Codes and Expansions (CodEx) Seminar
Markus Grassl (International Centre for Theory of Quantum Technologies (ICTQT), University of Gdańsk)
Computing SIC-POVMs using Permutation Symmetries and Stark Units
SIC-POVMs are generalised quantum measurements which are of particular
interest in the context of quantum state tomography and quantum key
distribution. Alternatively, they can be described by \(d^2\) unit
vectors in \(\mathbb{C}^d\) such that the inner product between any
pair of vectors has constant modulus.
Zauner conjectured that SIC-POVMs existed for all finite dimensions and
that they could be constructed as orbits of a so-called fiducial vector
under the Weyl-Heisenberg group. Despite a lot of effort, numerical
or exact fiducial vectors are only known for a finite, albeit growing
list of dimensions. Currently, numerical ones have been found for all
dimensions up to 193. Solutions in larger dimensions have been found
as part of conjectured families obeying additional symmetries.

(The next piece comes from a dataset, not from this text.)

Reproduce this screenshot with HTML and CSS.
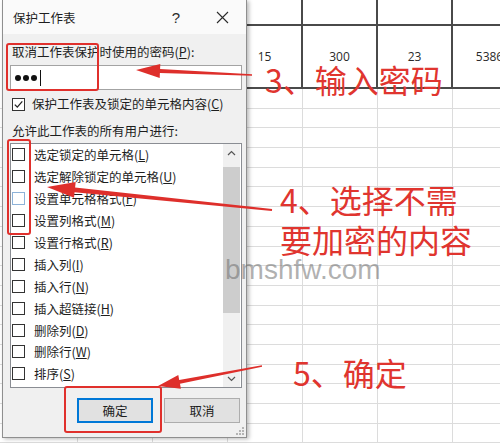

The talk will highlight the methods used to find numerical and exact
SIC-POVMs. Links to number-theoretic conjectures in this context
allow to convert numerical solutions into exact solutions, including
dimensions 844 and 1299.
Further inspection of the exact solutions indicates new connections to
Stark's conjectures. Using Stark units, we have been able to compute
SIC-POVMs in some four- and five-digit dimensions, the largest being
39604.
The talk is partially based on joint work with with Marcus Appleby,
Ingemar Bengtsson, Michael Harrison, and Gary McConnell.